Sonnenschein: „In meiner hochschulpolitischen Zeit habe ich Erfahrungen gemacht in der Art, dass ich bedroht wurde und versucht wurde mich zu erpressen. Dies kam von links autonomer Seite als sich zu dieser Zeit im Studierendenparlament der Uni Bonn eine Ampel-Koalition abzeichnete. Die autonomen Linken sahen sich von Machtverlust bedroht, indem die Liberale Hochschulgruppe die Autonome Liste in der Regierung (AStA) der Uni Bonn ersetzen sollte. Man rief mich an und teilte mir mit, dass man wisse, wo ich wohne und es nicht zu dieser Koalition kommen sollte.“
Bei der Erledigung der an die Kommunalpolitik gestellten Aufgaben sei eine hundertprozentige Bewältigung der Anforderungen aus seiner Sicht zeitlich wie inhaltlich unmöglich. Bei Bebauungsplänen, weitreichenden Planungen mit finanziellen Auswirkungen oder Verkehrsguachten fehle bei vielen Themen „die idealerweise vorhandene jeweilige Fachkenntnis und auch zum Teil die Zeit, um sich gewissenhaft einzuarbeiten. Man ist in vielen Fällen auf die Vorarbeit der Verwaltung angewiesen und hat nicht immer die Möglichkeit, diese im Zweifel zu hinterfragen“.

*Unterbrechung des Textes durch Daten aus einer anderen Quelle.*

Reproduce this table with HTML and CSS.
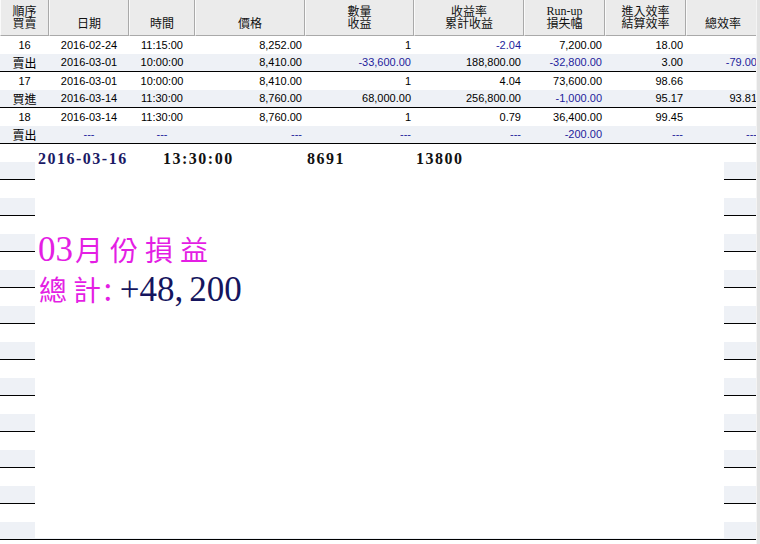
FILE: index.html
```html
<!DOCTYPE html>
<html>
<head>
<meta charset="utf-8">
<link rel="stylesheet" href="styles.css">
</head>
<body>
<div class="view">
  <div class="grid">
    <div class="hrow">
      <div class="hc"><span>順序</span><span>買賣</span></div>
      <div class="hc"><span>日期</span></div>
      <div class="hc"><span>時間</span></div>
      <div class="hc"><span>價格</span></div>
      <div class="hc"><span>數量</span><span>收益</span></div>
      <div class="hc"><span>收益率</span><span>累計收益</span></div>
      <div class="hc"><span class="ser">Run-up</span><span>損失幅</span></div>
      <div class="hc"><span>進入效率</span><span>結算效率</span></div>
      <div class="hc"><span>總效率</span></div>
    </div>

    <div class="row">
      <div class="c">16</div><div class="c">2016-02-24</div><div class="c">11:15:00</div>
      <div class="r">8,252.00</div><div class="r">1</div><div class="r neg">-2.04</div>
      <div class="r">7,200.00</div><div class="r">18.00</div><div class="r"></div>
    </div>
    <div class="row alt">
      <div class="c cj">賣出</div><div class="c">2016-03-01</div><div class="c">10:00:00</div>
      <div class="r">8,410.00</div><div class="r neg">-33,600.00</div><div class="r">188,800.00</div>
      <div class="r neg">-32,800.00</div><div class="r">3.00</div><div class="r neg">-79.00</div>
    </div>
    <div class="row">
      <div class="c">17</div><div class="c">2016-03-01</div><div class="c">10:00:00</div>
      <div class="r">8,410.00</div><div class="r">1</div><div class="r">4.04</div>
      <div class="r">73,600.00</div><div class="r">98.66</div><div class="r"></div>
    </div>
    <div class="row alt">
      <div class="c cj">買進</div><div class="c">2016-03-14</div><div class="c">11:30:00</div>
      <div class="r">8,760.00</div><div class="r">68,000.00</div><div class="r">256,800.00</div>
      <div class="r neg">-1,000.00</div><div class="r">95.17</div><div class="r">93.81</div>
    </div>
    <div class="row">
      <div class="c">18</div><div class="c">2016-03-14</div><div class="c">11:30:00</div>
      <div class="r">8,760.00</div><div class="r">1</div><div class="r">0.79</div>
      <div class="r">36,400.00</div><div class="r">99.45</div><div class="r"></div>
    </div>
    <div class="row alt">
      <div class="c cj">賣出</div><div class="c neg">---</div><div class="c neg">---</div>
      <div class="r neg">---</div><div class="r neg">---</div><div class="r neg">---</div>
      <div class="r neg">-200.00</div><div class="r neg">---</div><div class="r neg">---</div>
    </div>

    <div class="row"></div><div class="row alt"></div>
    <div class="row"></div><div class="row alt"></div>
    <div class="row"></div><div class="row alt"></div>
    <div class="row"></div><div class="row alt"></div>
    <div class="row"></div><div class="row alt"></div>
    <div class="row"></div><div class="row alt"></div>
    <div class="row"></div><div class="row alt"></div>
    <div class="row"></div><div class="row alt"></div>
    <div class="row"></div><div class="row alt"></div>
    <div class="row"></div><div class="row alt"></div>
    <div class="row"></div><div class="row alt"></div>
    <div class="row"></div><div class="row alt"></div>
  </div>

  <div class="overlay">
    <div class="quote">
      <span class="q-date">2016-03-16</span>
      <span class="q-time">13:30:00</span>
      <span class="q-price">8691</span>
      <span class="q-vol">13800</span>
    </div>
    <div class="big month"><span class="num">03</span><span class="zh">月份損益</span></div>
    <div class="big total"><span class="zh">總</span><span class="zh last">計</span><span class="colon">:</span><span class="amt">+48<span class="comma">,</span>200</span></div>
  </div>

  <div class="scrollbar"></div>
</div>
</body>
</html>
```

FILE: styles.css
```css
html, body {
  margin: 0;
  padding: 0;
  background: #ffffff;
}

.view {
  position: relative;
  width: 760px;
  height: 544px;
  overflow: hidden;
  font-family: "Liberation Sans", "Noto Sans CJK TC", sans-serif;
  font-size: 11px;
  color: #000;
}

.grid {
  width: 760px;
}

.hrow,
.row {
  display: grid;
  grid-template-columns: 49px 80px 66px 110px 109px 110px 81px 81px 74px;
}

.hrow {
  height: 36px;
}

.hc {
  box-sizing: border-box;
  background: #ebebeb;
  border-left: 1px solid #fafafa;
  border-right: 1px solid #a9a9a9;
  border-bottom: 1px solid #a9a9a9;
  display: flex;
  flex-direction: column;
  justify-content: flex-end;
  align-items: center;
  padding-bottom: 6px;
  font-family: "Noto Sans CJK TC", sans-serif;
  font-size: 12px;
  line-height: 12px;
  color: #111;
}

.hc span {
  display: block;
  height: 12px;
  line-height: 12px;
}

.hc .ser {
  font-family: "Liberation Serif", serif;
  font-size: 12px;
}

.row {
  box-sizing: border-box;
  height: 18px;
  line-height: 18px;
}

.row.alt {
  background: #eef1f6;
  border-bottom: 1px solid #000;
  line-height: 17px;
}

.c,
.r {
  padding: 0 3px;
  white-space: nowrap;
  overflow: hidden;
}

.c { text-align: center; }
.r { text-align: right; }

.cj {
  font-family: "Noto Sans CJK TC", sans-serif;
  font-size: 12px;
}

.neg { color: #1e1e9c; }

.overlay {
  position: absolute;
  left: 35px;
  top: 144px;
  width: 689px;
  height: 394px;
  background: #ffffff;
  padding: 6px 0 0 3px;
  box-sizing: border-box;
}

.quote {
  display: flex;
  height: 18px;
  line-height: 18px;
  font-family: "Liberation Serif", serif;
  font-weight: bold;
  font-size: 16px;
  letter-spacing: 1.5px;
  color: #111;
}

.q-date { width: 125px; color: #1a1a66; }
.q-time { width: 144px; }
.q-price { width: 109px; }

.big {
  height: 40px;
  line-height: 40px;
  white-space: nowrap;
}

.month { margin-top: 61px; }

.big .num,
.big .colon,
.big .amt {
  font-family: "Liberation Serif", serif;
  font-size: 35px;
  line-height: 40px;
}

.big .zh {
  font-family: "Noto Sans CJK TC", sans-serif;
  font-size: 28px;
  line-height: 40px;
  letter-spacing: 7px;
  color: #e41ee4;
}

.month .num { color: #e41ee4; margin-right: 2px; }

.total .zh { margin-left: 1px; }
.total .zh.last { letter-spacing: 0; margin-left: -1px; }
.total .colon { color: #e41ee4; letter-spacing: 7px; margin-left: 2px; }
.total .amt { color: #15155e; }
.total .comma { letter-spacing: 6px; }

.scrollbar {
  position: absolute;
  right: 0;
  top: 0;
  width: 3px;
  height: 544px;
  background: #e2e2e2;
  border-left: 1px solid #f4f4f4;
}
```
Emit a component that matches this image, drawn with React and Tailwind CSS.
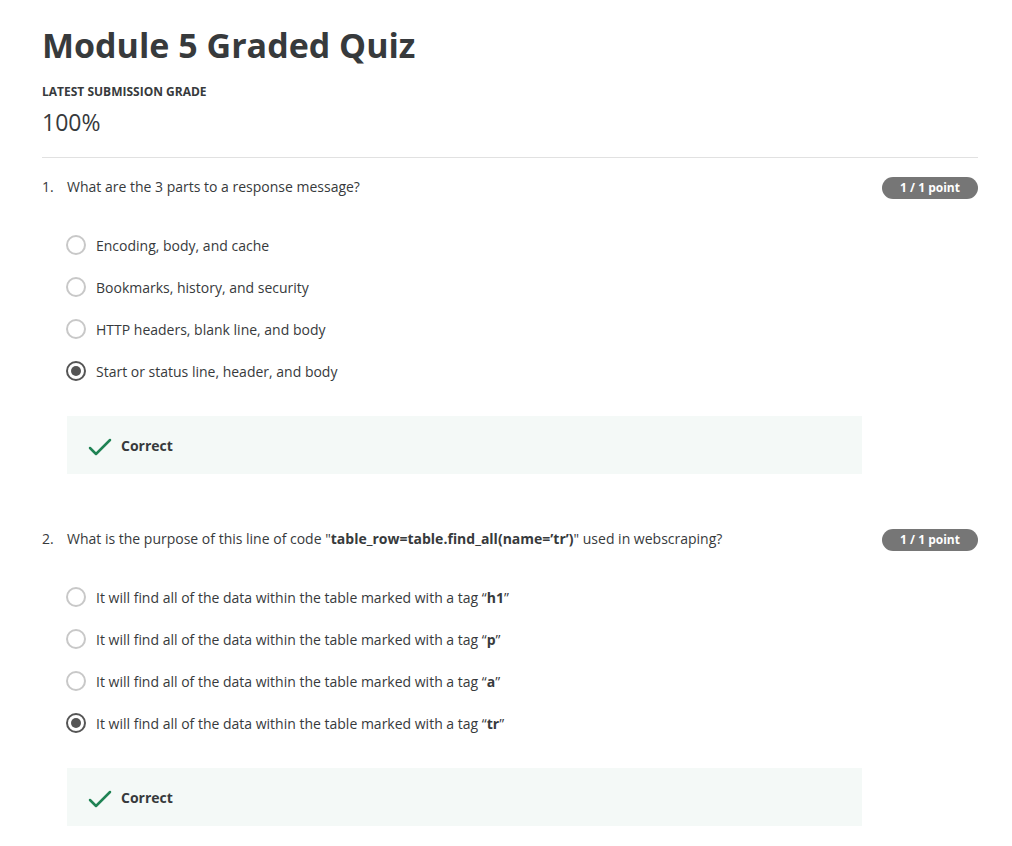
import React from "react";

const font = { fontFamily: '"Open Sans", "Noto Sans", sans-serif' };

function Radio({ checked }) {
  return checked ? (
    <span className="flex h-[20px] w-[20px] shrink-0 items-center justify-center rounded-full border-2 border-[#555]">
      <span className="h-[10px] w-[10px] rounded-full bg-[#555]" />
    </span>
  ) : (
    <span className="h-[20px] w-[20px] shrink-0 rounded-full border-2 border-[#c8c8c8]" />
  );
}

function Option({ checked, children }) {
  return (
    <div className="flex h-[42px] items-center">
      <Radio checked={checked} />
      <span className="ml-[10px] text-[14px] text-[#373a3c]">{children}</span>
    </div>
  );
}

function Correct() {
  return (
    <div className="ml-px mt-[24px] flex h-[58px] w-[795px] items-center bg-[#f4f9f7] pl-[21px]">
      <svg width="24" height="24" viewBox="0 0 24 24" fill="none">
        <path d="M2 15 L8 21 L22 7" stroke="#1f8354" strokeWidth="2.5" strokeLinecap="round" strokeLinejoin="round" />
      </svg>
      <span className="ml-[9px] text-[14px] font-bold text-[#373a3c]">Correct</span>
    </div>
  );
}

function Question({ num, title, options, selected, className = "" }) {
  return (
    <div className={className}>
      <div className="flex items-start justify-between">
        <div className="flex text-[14px] leading-[20px] text-[#373a3c]">
          <span className="w-[25px]">{num}.</span>
          <span>{title}</span>
        </div>
        <span className="flex h-[22px] w-[96px] items-center justify-center rounded-full bg-[#767676] text-[12px] font-bold text-white">
          1 / 1 point
        </span>
      </div>
      <div className="ml-[24px] mt-[25px]">
        {options.map((o, i) => (
          <Option key={i} checked={i === selected}>
            {o}
          </Option>
        ))}
        <Correct />
      </div>
    </div>
  );
}

export default function App() {
  const tag = (t) => (
    <>
      It will find all of the data within the table marked with a tag “<b>{t}</b>”
    </>
  );
  return (
    <div style={font} className="min-h-[846px] bg-white pl-[42px] pr-[34px] pt-[22px] text-[#373a3c]">
      <h1 className="text-[34px] font-bold leading-[46px] text-[#373a3c]">Module 5 Graded Quiz</h1>
      <div className="mt-[16px] text-[12px] font-bold leading-[16px]">LATEST SUBMISSION GRADE</div>
      <div className="mt-[7px] text-[23px] leading-[30px]">100%</div>
      <div className="mt-[20px] h-px bg-[#e1e1e1]" />
      <Question
        className="mt-[19px]"
        num={1}
        title="What are the 3 parts to a response message?"
        options={[
          "Encoding, body, and cache",
          "Bookmarks, history, and security",
          "HTTP headers, blank line, and body",
          "Start or status line, header, and body",
        ]}
        selected={3}
      />
      <Question
        className="mt-[55px]"
        num={2}
        title={
          <>
            What is the purpose of this line of code "<b>table_row=table.find_all(name=’tr’)</b>" used in webscraping?
          </>
        }
        options={[tag("h1"), tag("p"), tag("a"), tag("tr")]}
        selected={3}
      />
    </div>
  );
}
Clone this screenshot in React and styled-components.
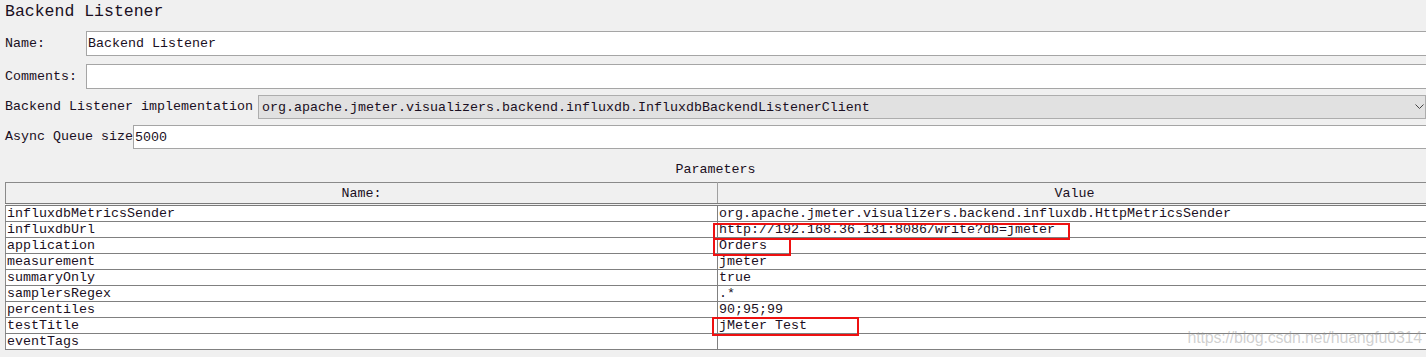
import React from 'react';
import styled, { createGlobalStyle } from 'styled-components';

const GlobalStyle = createGlobalStyle`
  html, body {
    margin: 0;
    padding: 0;
    background: #f0f0f0;
    overflow: hidden;
  }
  body {
    font-family: "Liberation Mono", "DejaVu Sans Mono", monospace;
    font-size: 13.33px;
    color: #1a0f22;
  }
`;

const Page = styled.div`
  position: relative;
  width: 1432px;
  height: 357px;
  display: flex;
  flex-direction: column;
`;

const Title = styled.h1`
  margin: 0;
  padding: 2px 0 0 5px;
  height: 31px;
  box-sizing: border-box;
  font-family: "Liberation Mono", monospace;
  font-weight: normal;
  font-size: 16.5px;
  line-height: 20px;
`;

const FieldRow = styled.div`
  display: flex;
  align-items: center;
  padding-left: 5px;
  margin-top: ${(p) => p.$top || 0}px;
`;

const Label = styled.label`
  flex: 0 0 ${(p) => p.$width}px;
  white-space: pre;
  line-height: 16px;
`;

const TextField = styled.div`
  flex: 1;
  height: ${(p) => p.$height || 25}px;
  box-sizing: border-box;
  background: #fff;
  border: 1px solid #a5a5a5;
  padding: 0 1px;
  display: flex;
  align-items: center;
  white-space: pre;
`;

const Combo = styled.div`
  flex: 1;
  height: 24px;
  box-sizing: border-box;
  background: #e1e1e1;
  border: 1px solid #adadad;
  display: flex;
  align-items: center;
  justify-content: space-between;
  padding: 0 0 0 3px;
  margin-right: 6px;
`;

const Chevron = styled.svg`
  width: 9px;
  height: 6px;
  margin-right: 1px;
`;

const Caption = styled.div`
  margin-top: 10px;
  height: 23px;
  text-align: center;
  line-height: 22px;
  padding-left: 5px;
  width: 1426px;
  box-sizing: border-box;
`;

const Table = styled.table`
  margin-left: 5px;
  width: 1427px;
  border-collapse: collapse;
  table-layout: fixed;
  background: #fff;
  border-left: 1px solid #8a8a8a;
`;

const HeadCell = styled.th`
  height: 22px;
  padding: 0;
  font-weight: normal;
  text-align: center;
  background: #f0f0f0;
  border-top: 1px solid #8a8a8a;
  border-bottom: 3px double #7a7a7a;
  border-right: 1px solid #a0a0a0;
  box-sizing: border-box;
`;

const Cell = styled.td`
  position: relative;
  height: 16px;
  padding: 0 0 0 1px;
  line-height: 15px;
  border-bottom: 1px solid #808080;
  border-right: 1px solid #808080;
  box-sizing: border-box;
  white-space: pre;
  overflow: visible;
`;

const Mark = styled.span`
  position: absolute;
  left: ${(p) => p.$left}px;
  top: ${(p) => p.$top}px;
  width: ${(p) => p.$width}px;
  height: ${(p) => p.$height}px;
  border: 2px solid #ee1111;
  box-sizing: border-box;
  pointer-events: none;
`;

const Watermark = styled.div`
  position: absolute;
  right: 10px;
  top: 329px;
  font-family: "Liberation Sans", Arial, sans-serif;
  font-size: 16px;
  color: rgba(150, 150, 150, 0.45);
  letter-spacing: -0.2px;
`;

const params = [
  ['influxdbMetricsSender', 'org.apache.jmeter.visualizers.backend.influxdb.HttpMetricsSender'],
  ['influxdbUrl', 'http://192.168.36.131:8086/write?db=jmeter', { left: -5, top: 1, width: 357, height: 17 }],
  ['application', 'Orders', { left: -5, top: 0, width: 78, height: 18 }],
  ['measurement', 'jmeter'],
  ['summaryOnly', 'true'],
  ['samplersRegex', '.*'],
  ['percentiles', '90;95;99'],
  ['testTitle', 'jMeter Test', { left: -6, top: -1, width: 147, height: 19 }],
  ['eventTags', ''],
];

export default function App() {
  return (
    <Page>
      <GlobalStyle />
      <Title>Backend Listener</Title>
      <FieldRow>
        <Label $width={81}>Name:</Label>
        <TextField>Backend Listener</TextField>
      </FieldRow>
      <FieldRow $top={8}>
        <Label $width={81}>Comments:</Label>
        <TextField />
      </FieldRow>
      <FieldRow $top={6}>
        <Label $width={253}>Backend Listener implementation</Label>
        <Combo>
          org.apache.jmeter.visualizers.backend.influxdb.InfluxdbBackendListenerClient
          <Chevron viewBox="0 0 9 6">
            <path d="M0.5 0.5 L4.5 4.5 L8.5 0.5" fill="none" stroke="#444" strokeWidth="1" />
          </Chevron>
        </Combo>
      </FieldRow>
      <FieldRow $top={6}>
        <Label $width={128}>Async Queue size</Label>
        <TextField $height={24}>5000</TextField>
      </FieldRow>
      <Caption>Parameters</Caption>
      <Table>
        <colgroup>
          <col style={{ width: 712 }} />
          <col />
        </colgroup>
        <thead>
          <tr>
            <HeadCell>Name:</HeadCell>
            <HeadCell>Value</HeadCell>
          </tr>
        </thead>
        <tbody>
          {params.map(([name, value, mark]) => (
            <tr key={name}>
              <Cell>{name}</Cell>
              <Cell>
                {value}
                {mark && <Mark $left={mark.left} $top={mark.top} $width={mark.width} $height={mark.height} />}
              </Cell>
            </tr>
          ))}
        </tbody>
      </Table>
      <Watermark>https://blog.csdn.net/huangfu0314</Watermark>
    </Page>
  );
}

Beim Zeitaufwand müsse berücksichtigt werden, „dass viele kommunale Mandatsträger auch noch Posten in Gremien der Partei innehaben, die auch zeitintensiv sein können. Auch liegt es in der Natur der Sache, dass Ratsmitglieder einen höheren Zeitaufwand haben als Fraktionsnmitglieder, die nur einen Ausschuss betreuen“. Weiter sei der Zeitaufwand von den Rats- und Ausschusssitzungen abhängig. Bei einer Woche mit Ratssitzung oder Haupt- und Finanzausschuss könne man mit „etwa zwei Stunden Fraktionssitzung, bis zu vier Stunden Ratssitzung und noch einmal etwa zwei Stunden persönliche Vorbereitung rechnen“. Hinzurechnen müsse man teilweise Abstimmungen mit anderen Fraktionen, die auch eine bis zwei Stunden in Anspruch nehmen könnten. Dies könne sich steigern, wenn andere Ausschusssitzungen dazukämen.
Auch das Leben von Bürgermeister Otto Neuhoff ist nicht vor Respektlosigkeit gefeit. Vereinzelt käme es zu Beleidigungen und verbalen Drohungen, teilt er mit, meist in den sozialen Medien, die sich keinem Spektrum zuordnen ließen. Größten Respekt habe er vor den Bürgerinnen und Bürgern, die sich den Aufgaben der Kommunalpolitik stellen würden, denn wer „sich kommunalpolitisch in Gremien engagiert, muss angesichts der komplexen Aufgabenstellungen grundsätzlich – wenn er es verantwortlich tun will – eine Menge Zeit, Kompetenz und Kritikfähigkeit mitbringen“. Ohne Weiteres sei das für viele nicht zu leisten. Beispiele für sehr hohe Anforderungen seien neben dem Rat der Planungsausschuss, der Betriebsausschuss, der Ausschuss für Umwelt und Verkehr oder auch der Jugendhilfeausschuss. Neuhoff: „Für viele stellt sich aber die Frage, ob Aufwand und Ertrag noch in einem angemessenen Verhältnis stehen, vor allem wenn ein hohes berufliches Engagement oder/und familiäre Aufgaben daneben zu leisten sind.“
Fazit: Die Demokratie schützen
Kommunalpolitiker sind das Rückgrat der Demokratie – sie gestalten direkt vor Ort das Leben der Menschen. Doch die zunehmende Gewalt und die steigenden Anforderungen gefährden dieses Engagement. Wenn sich immer weniger Menschen bereit erklären, sich kommunalpolitisch einzubringen, droht ein massives Demokratiedefizit.
Es ist an der Zeit, dass Politik und Gesellschaft gemeinsam Lösungen finden, um Kommunalpolitiker besser zu schützen, sie zu entlasten und ihnen die Anerkennung entgegenzubringen, die sie verdienen. Denn ohne Menschen, die sich vor Ort engagieren, verliert die Demokratie ihren wichtigsten Baustein: den direkten Austausch zwischen Politik und Bürgern.